* [Material shown]
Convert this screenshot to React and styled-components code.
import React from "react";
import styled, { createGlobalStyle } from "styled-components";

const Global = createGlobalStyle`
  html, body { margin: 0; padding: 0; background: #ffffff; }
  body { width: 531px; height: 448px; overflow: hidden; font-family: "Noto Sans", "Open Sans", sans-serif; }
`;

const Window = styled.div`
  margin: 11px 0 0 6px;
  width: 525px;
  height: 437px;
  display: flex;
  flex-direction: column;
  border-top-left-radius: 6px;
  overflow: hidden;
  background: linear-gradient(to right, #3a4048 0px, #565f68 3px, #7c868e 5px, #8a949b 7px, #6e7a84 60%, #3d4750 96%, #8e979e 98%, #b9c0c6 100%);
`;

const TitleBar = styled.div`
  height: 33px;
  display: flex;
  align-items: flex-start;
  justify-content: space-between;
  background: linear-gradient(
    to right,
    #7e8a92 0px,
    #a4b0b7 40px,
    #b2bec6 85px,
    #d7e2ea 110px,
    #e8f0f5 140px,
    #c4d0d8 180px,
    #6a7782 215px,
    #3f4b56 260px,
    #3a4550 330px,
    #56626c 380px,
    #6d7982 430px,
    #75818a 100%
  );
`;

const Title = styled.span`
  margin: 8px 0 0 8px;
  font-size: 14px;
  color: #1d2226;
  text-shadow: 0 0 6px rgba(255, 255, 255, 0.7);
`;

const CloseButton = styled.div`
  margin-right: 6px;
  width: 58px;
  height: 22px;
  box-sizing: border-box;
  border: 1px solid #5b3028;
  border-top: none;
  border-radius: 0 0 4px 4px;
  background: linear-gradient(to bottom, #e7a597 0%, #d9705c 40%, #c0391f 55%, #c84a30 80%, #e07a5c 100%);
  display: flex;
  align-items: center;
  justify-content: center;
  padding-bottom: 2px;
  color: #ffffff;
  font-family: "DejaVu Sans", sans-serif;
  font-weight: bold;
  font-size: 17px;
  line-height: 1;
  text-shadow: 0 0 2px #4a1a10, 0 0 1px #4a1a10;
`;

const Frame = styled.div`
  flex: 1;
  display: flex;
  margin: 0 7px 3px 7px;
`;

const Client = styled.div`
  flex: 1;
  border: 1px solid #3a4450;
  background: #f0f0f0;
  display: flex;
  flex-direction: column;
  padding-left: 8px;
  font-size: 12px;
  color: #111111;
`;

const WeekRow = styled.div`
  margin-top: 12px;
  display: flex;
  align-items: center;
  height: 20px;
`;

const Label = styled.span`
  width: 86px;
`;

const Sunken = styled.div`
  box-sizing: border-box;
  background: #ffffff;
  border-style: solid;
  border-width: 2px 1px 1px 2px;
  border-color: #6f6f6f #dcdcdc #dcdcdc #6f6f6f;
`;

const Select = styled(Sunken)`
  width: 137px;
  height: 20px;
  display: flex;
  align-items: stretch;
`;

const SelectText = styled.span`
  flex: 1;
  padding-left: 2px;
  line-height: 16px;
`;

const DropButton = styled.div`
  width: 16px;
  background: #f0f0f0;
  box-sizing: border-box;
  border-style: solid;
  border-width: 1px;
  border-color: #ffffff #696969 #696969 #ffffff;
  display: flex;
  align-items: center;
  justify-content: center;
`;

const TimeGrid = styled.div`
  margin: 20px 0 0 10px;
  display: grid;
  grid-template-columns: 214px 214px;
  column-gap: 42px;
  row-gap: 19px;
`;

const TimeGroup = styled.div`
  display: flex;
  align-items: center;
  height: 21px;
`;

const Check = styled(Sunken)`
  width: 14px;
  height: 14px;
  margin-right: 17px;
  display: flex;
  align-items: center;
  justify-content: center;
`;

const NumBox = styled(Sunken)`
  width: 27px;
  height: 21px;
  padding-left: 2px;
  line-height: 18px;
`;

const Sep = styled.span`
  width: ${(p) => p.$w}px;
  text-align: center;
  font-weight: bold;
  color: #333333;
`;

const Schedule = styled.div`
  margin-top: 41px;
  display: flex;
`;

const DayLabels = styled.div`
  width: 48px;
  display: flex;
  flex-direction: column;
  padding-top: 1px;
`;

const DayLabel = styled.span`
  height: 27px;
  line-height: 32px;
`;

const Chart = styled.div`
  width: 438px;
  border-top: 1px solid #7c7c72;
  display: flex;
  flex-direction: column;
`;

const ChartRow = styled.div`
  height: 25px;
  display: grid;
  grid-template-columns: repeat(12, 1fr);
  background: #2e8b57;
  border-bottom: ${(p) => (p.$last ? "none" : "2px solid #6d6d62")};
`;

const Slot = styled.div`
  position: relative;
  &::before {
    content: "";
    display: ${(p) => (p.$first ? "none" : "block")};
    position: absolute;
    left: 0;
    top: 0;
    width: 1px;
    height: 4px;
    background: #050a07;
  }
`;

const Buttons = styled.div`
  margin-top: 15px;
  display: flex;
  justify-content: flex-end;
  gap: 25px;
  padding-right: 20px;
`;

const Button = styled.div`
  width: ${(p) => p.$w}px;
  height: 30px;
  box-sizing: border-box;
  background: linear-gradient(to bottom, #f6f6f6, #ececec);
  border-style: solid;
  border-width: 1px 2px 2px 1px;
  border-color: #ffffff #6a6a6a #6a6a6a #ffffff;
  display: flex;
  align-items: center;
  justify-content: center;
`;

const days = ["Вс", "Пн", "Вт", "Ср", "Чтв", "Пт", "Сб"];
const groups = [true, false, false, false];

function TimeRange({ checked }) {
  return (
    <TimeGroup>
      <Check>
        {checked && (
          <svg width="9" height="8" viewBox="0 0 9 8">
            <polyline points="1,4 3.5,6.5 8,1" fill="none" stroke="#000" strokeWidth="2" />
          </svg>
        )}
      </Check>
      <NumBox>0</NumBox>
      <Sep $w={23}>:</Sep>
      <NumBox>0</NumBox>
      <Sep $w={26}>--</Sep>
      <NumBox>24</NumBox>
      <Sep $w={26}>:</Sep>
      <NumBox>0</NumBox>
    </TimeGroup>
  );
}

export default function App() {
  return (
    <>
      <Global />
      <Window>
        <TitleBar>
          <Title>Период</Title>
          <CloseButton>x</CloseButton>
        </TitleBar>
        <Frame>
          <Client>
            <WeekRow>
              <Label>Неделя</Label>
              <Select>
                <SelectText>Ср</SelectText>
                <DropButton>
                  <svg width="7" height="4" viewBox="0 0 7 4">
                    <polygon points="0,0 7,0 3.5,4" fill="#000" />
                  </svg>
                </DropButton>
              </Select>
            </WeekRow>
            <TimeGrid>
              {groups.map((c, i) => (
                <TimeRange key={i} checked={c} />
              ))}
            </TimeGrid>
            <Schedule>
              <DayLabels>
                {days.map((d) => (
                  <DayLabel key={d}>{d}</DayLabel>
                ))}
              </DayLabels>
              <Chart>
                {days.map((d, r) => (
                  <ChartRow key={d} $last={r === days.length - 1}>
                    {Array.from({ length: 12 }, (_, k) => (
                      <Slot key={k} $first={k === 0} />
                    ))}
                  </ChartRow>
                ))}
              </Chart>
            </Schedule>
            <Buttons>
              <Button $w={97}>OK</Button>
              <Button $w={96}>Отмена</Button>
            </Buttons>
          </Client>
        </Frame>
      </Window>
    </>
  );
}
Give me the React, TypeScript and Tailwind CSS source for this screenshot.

* [Task brief] Repeat every entry exactly as written above.

* [Correct answer]
Convert this screenshot to React and styled-components code.
import React from "react";
import styled, { createGlobalStyle } from "styled-components";

const Global = createGlobalStyle`
  html, body { margin: 0; padding: 0; background: #ffffff; }
  body { width: 531px; height: 448px; overflow: hidden; font-family: "Noto Sans", "Open Sans", sans-serif; }
`;

const Window = styled.div`
  margin: 11px 0 0 6px;
  width: 525px;
  height: 437px;
  display: flex;
  flex-direction: column;
  border-top-left-radius: 6px;
  overflow: hidden;
  background: linear-gradient(to right, #3a4048 0px, #565f68 3px, #7c868e 5px, #8a949b 7px, #6e7a84 60%, #3d4750 96%, #8e979e 98%, #b9c0c6 100%);
`;

const TitleBar = styled.div`
  height: 33px;
  display: flex;
  align-items: flex-start;
  justify-content: space-between;
  background: linear-gradient(
    to right,
    #7e8a92 0px,
    #a4b0b7 40px,
    #b2bec6 85px,
    #d7e2ea 110px,
    #e8f0f5 140px,
    #c4d0d8 180px,
    #6a7782 215px,
    #3f4b56 260px,
    #3a4550 330px,
    #56626c 380px,
    #6d7982 430px,
    #75818a 100%
  );
`;

const Title = styled.span`
  margin: 8px 0 0 8px;
  font-size: 14px;
  color: #1d2226;
  text-shadow: 0 0 6px rgba(255, 255, 255, 0.7);
`;

const CloseButton = styled.div`
  margin-right: 6px;
  width: 58px;
  height: 22px;
  box-sizing: border-box;
  border: 1px solid #5b3028;
  border-top: none;
  border-radius: 0 0 4px 4px;
  background: linear-gradient(to bottom, #e7a597 0%, #d9705c 40%, #c0391f 55%, #c84a30 80%, #e07a5c 100%);
  display: flex;
  align-items: center;
  justify-content: center;
  padding-bottom: 2px;
  color: #ffffff;
  font-family: "DejaVu Sans", sans-serif;
  font-weight: bold;
  font-size: 17px;
  line-height: 1;
  text-shadow: 0 0 2px #4a1a10, 0 0 1px #4a1a10;
`;

const Frame = styled.div`
  flex: 1;
  display: flex;
  margin: 0 7px 3px 7px;
`;

const Client = styled.div`
  flex: 1;
  border: 1px solid #3a4450;
  background: #f0f0f0;
  display: flex;
  flex-direction: column;
  padding-left: 8px;
  font-size: 12px;
  color: #111111;
`;

const WeekRow = styled.div`
  margin-top: 12px;
  display: flex;
  align-items: center;
  height: 20px;
`;

const Label = styled.span`
  width: 86px;
`;

const Sunken = styled.div`
  box-sizing: border-box;
  background: #ffffff;
  border-style: solid;
  border-width: 2px 1px 1px 2px;
  border-color: #6f6f6f #dcdcdc #dcdcdc #6f6f6f;
`;

const Select = styled(Sunken)`
  width: 137px;
  height: 20px;
  display: flex;
  align-items: stretch;
`;

const SelectText = styled.span`
  flex: 1;
  padding-left: 2px;
  line-height: 16px;
`;

const DropButton = styled.div`
  width: 16px;
  background: #f0f0f0;
  box-sizing: border-box;
  border-style: solid;
  border-width: 1px;
  border-color: #ffffff #696969 #696969 #ffffff;
  display: flex;
  align-items: center;
  justify-content: center;
`;

const TimeGrid = styled.div`
  margin: 20px 0 0 10px;
  display: grid;
  grid-template-columns: 214px 214px;
  column-gap: 42px;
  row-gap: 19px;
`;

const TimeGroup = styled.div`
  display: flex;
  align-items: center;
  height: 21px;
`;

const Check = styled(Sunken)`
  width: 14px;
  height: 14px;
  margin-right: 17px;
  display: flex;
  align-items: center;
  justify-content: center;
`;

const NumBox = styled(Sunken)`
  width: 27px;
  height: 21px;
  padding-left: 2px;
  line-height: 18px;
`;

const Sep = styled.span`
  width: ${(p) => p.$w}px;
  text-align: center;
  font-weight: bold;
  color: #333333;
`;

const Schedule = styled.div`
  margin-top: 41px;
  display: flex;
`;

const DayLabels = styled.div`
  width: 48px;
  display: flex;
  flex-direction: column;
  padding-top: 1px;
`;

const DayLabel = styled.span`
  height: 27px;
  line-height: 32px;
`;

const Chart = styled.div`
  width: 438px;
  border-top: 1px solid #7c7c72;
  display: flex;
  flex-direction: column;
`;

const ChartRow = styled.div`
  height: 25px;
  display: grid;
  grid-template-columns: repeat(12, 1fr);
  background: #2e8b57;
  border-bottom: ${(p) => (p.$last ? "none" : "2px solid #6d6d62")};
`;

const Slot = styled.div`
  position: relative;
  &::before {
    content: "";
    display: ${(p) => (p.$first ? "none" : "block")};
    position: absolute;
    left: 0;
    top: 0;
    width: 1px;
    height: 4px;
    background: #050a07;
  }
`;

const Buttons = styled.div`
  margin-top: 15px;
  display: flex;
  justify-content: flex-end;
  gap: 25px;
  padding-right: 20px;
`;

const Button = styled.div`
  width: ${(p) => p.$w}px;
  height: 30px;
  box-sizing: border-box;
  background: linear-gradient(to bottom, #f6f6f6, #ececec);
  border-style: solid;
  border-width: 1px 2px 2px 1px;
  border-color: #ffffff #6a6a6a #6a6a6a #ffffff;
  display: flex;
  align-items: center;
  justify-content: center;
`;

const days = ["Вс", "Пн", "Вт", "Ср", "Чтв", "Пт", "Сб"];
const groups = [true, false, false, false];

function TimeRange({ checked }) {
  return (
    <TimeGroup>
      <Check>
        {checked && (
          <svg width="9" height="8" viewBox="0 0 9 8">
            <polyline points="1,4 3.5,6.5 8,1" fill="none" stroke="#000" strokeWidth="2" />
          </svg>
        )}
      </Check>
      <NumBox>0</NumBox>
      <Sep $w={23}>:</Sep>
      <NumBox>0</NumBox>
      <Sep $w={26}>--</Sep>
      <NumBox>24</NumBox>
      <Sep $w={26}>:</Sep>
      <NumBox>0</NumBox>
    </TimeGroup>
  );
}

export default function App() {
  return (
    <>
      <Global />
      <Window>
        <TitleBar>
          <Title>Период</Title>
          <CloseButton>x</CloseButton>
        </TitleBar>
        <Frame>
          <Client>
            <WeekRow>
              <Label>Неделя</Label>
              <Select>
                <SelectText>Ср</SelectText>
                <DropButton>
                  <svg width="7" height="4" viewBox="0 0 7 4">
                    <polygon points="0,0 7,0 3.5,4" fill="#000" />
                  </svg>
                </DropButton>
              </Select>
            </WeekRow>
            <TimeGrid>
              {groups.map((c, i) => (
                <TimeRange key={i} checked={c} />
              ))}
            </TimeGrid>
            <Schedule>
              <DayLabels>
                {days.map((d) => (
                  <DayLabel key={d}>{d}</DayLabel>
                ))}
              </DayLabels>
              <Chart>
                {days.map((d, r) => (
                  <ChartRow key={d} $last={r === days.length - 1}>
                    {Array.from({ length: 12 }, (_, k) => (
                      <Slot key={k} $first={k === 0} />
                    ))}
                  </ChartRow>
                ))}
              </Chart>
            </Schedule>
            <Buttons>
              <Button $w={97}>OK</Button>
              <Button $w={96}>Отмена</Button>
            </Buttons>
          </Client>
        </Frame>
      </Window>
    </>
  );
}
Give me the React, TypeScript and Tailwind CSS source for this screenshot.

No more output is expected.